L’une de ces vérités, c’est la dépravation totale de l’homme sans Dieu. Le péché originel n’a laissé aucune de ses facultés intacte. Par conséquent, l’observation du monde, son étude attentive, les spéculations de la raison, la méditation des notions de Beau ou de Bien, la pratique de rites ou de règles de comportement, aucune de ces choses n’amène à Dieu ni à aucun salut réel. Reprenant les termes de l’Ecriture, et spécialement de l’Evangile de Jean et de l’épître aux Romains, les Réformateurs insistent sur le fait que si la révélation générale de Dieu dans la nature, dans la conscience ou dans la raison suffisait pour s’élever par degrés jusqu’à la possession du salut parfait, les hommes n’auraient pas rejeté et crucifié la Vérité incarnée, le Logos de Dieu. Ils l’auraient au contraire accueilli. L’attitude innée de l’homme à l’égard de Dieu n’est pas celle de la soumission, mais celle du rejet et de l’insoumission (cf. Jean 1. 5, 10,11; 3. 19; Rom 1. 18-21; 3. 9- 23). Le salut n’est pas simple affaire de connaissance, car ceux qui avaient la connaissance la plus exacte et la plus complète de la nature et de la volonté de Dieu ne lui ont pas été fidèles. Non, le salut est affaire de profonde repentance, d’abdication devant le Dieu souverain et trois fois saint, d’humble acceptation de la grâce, et du don du Saint Esprit. À moins que Dieu, de sa propre initiative, ne nous délivre, « nous sommes contraints de servir Satan », dit Luther en réponse aux thèses exprimées par Erasme dans sa Diatribe sur le libre arbitre (1524).

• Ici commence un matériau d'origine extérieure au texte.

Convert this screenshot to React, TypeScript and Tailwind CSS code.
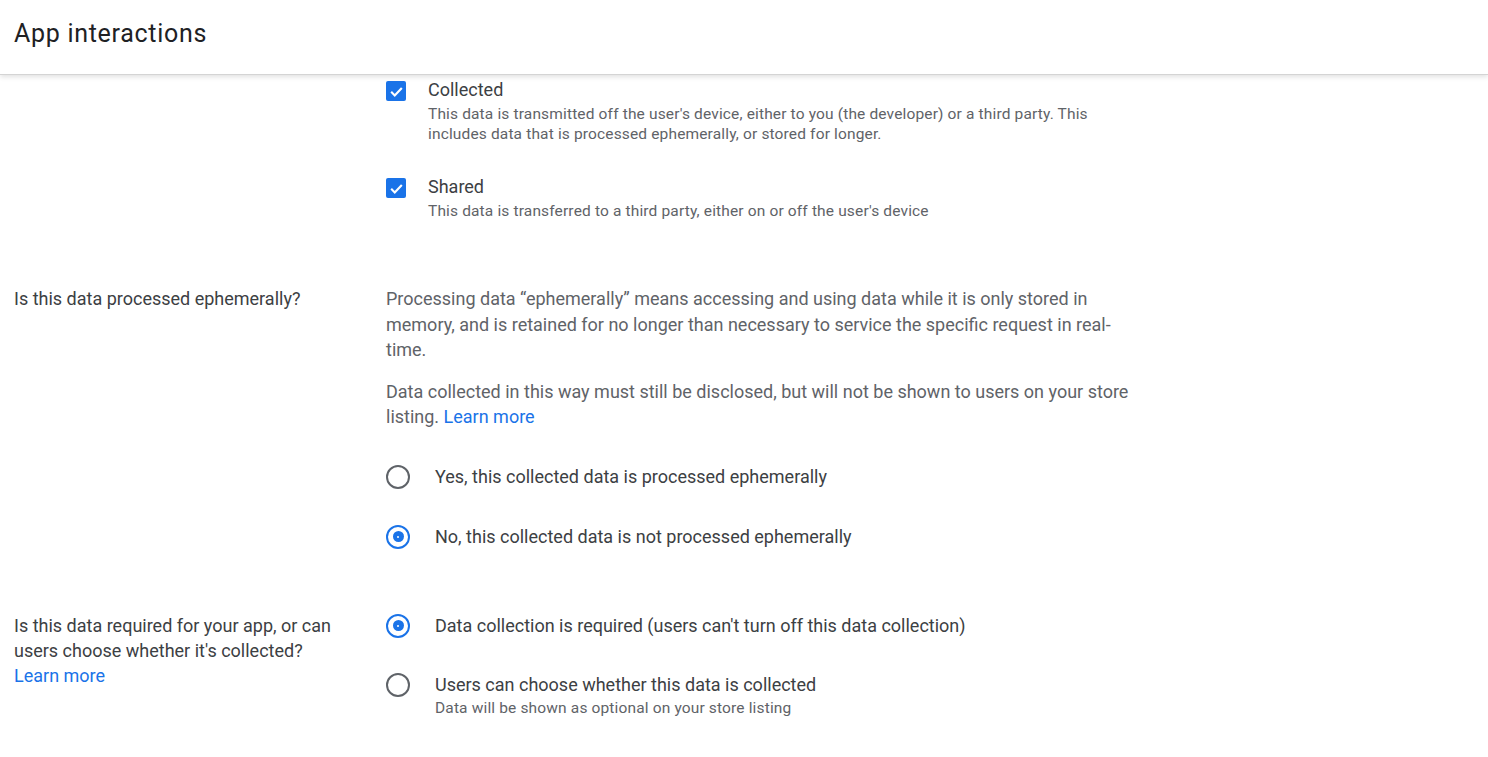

Etayons ce point en citant encore le même texte de Luther (Traité du serf arbitre, p.323): « Puisque l’Ecriture marque partout l’antithèse de Christ et de ce qui n’est pas de Christ, disant que tout ce qui est sans Christ est soumis à Satan, à l’impiété, à l’erreur, aux ténèbres, au péché, à la mort et à la colère de Dieu, tous les passages qui parlent de Christ témoignent contre le libre arbitre. Or ces passages sont en nombre infini; ils sont dans toute l’Ecriture. »
Notons qu’il ne saurait être question, dans la pensée réformée, de condamner la raison naturelle infirme pour la remplacer par une faculté naturelle apparemment moins abîmée par le péché. Ni la conscience morale, ni la volonté, ni ce que Pascal appellera plus tard le cour, ni les sentiments, aussi nobles fussent-ils, n’offrent en eux-mêmes le moyen de la réconciliation avec Dieu. Toutefois, l’ouvre de la Parole de Dieu dans la vie du croyant, l’activité du Saint Esprit et la puissance purificatrice de Christ en lui le transforment graduellement à l’image du Seigneur (2 Cor 3. 17, 18; Rom 8. 28-30). A la raison comme aux facultés de l’être tout entier s’ouvre un champ d’expression infiniment riche, pour autant que le disciple se mette à la tâche (à l’instar des inlassables Réformateurs). D’où cette exhortation de Paul aux Philippiens: « Au reste, frères, que tout ce qui est vrai, tout ce qui est honorable, tout ce qui est juste, tout ce qui est pur, tout ce qui est aimable, tout ce qui mérite l’approbation, ce qui est vertueux et digne de louange, soit l’objet de vos pensées » (Phil 4. 8).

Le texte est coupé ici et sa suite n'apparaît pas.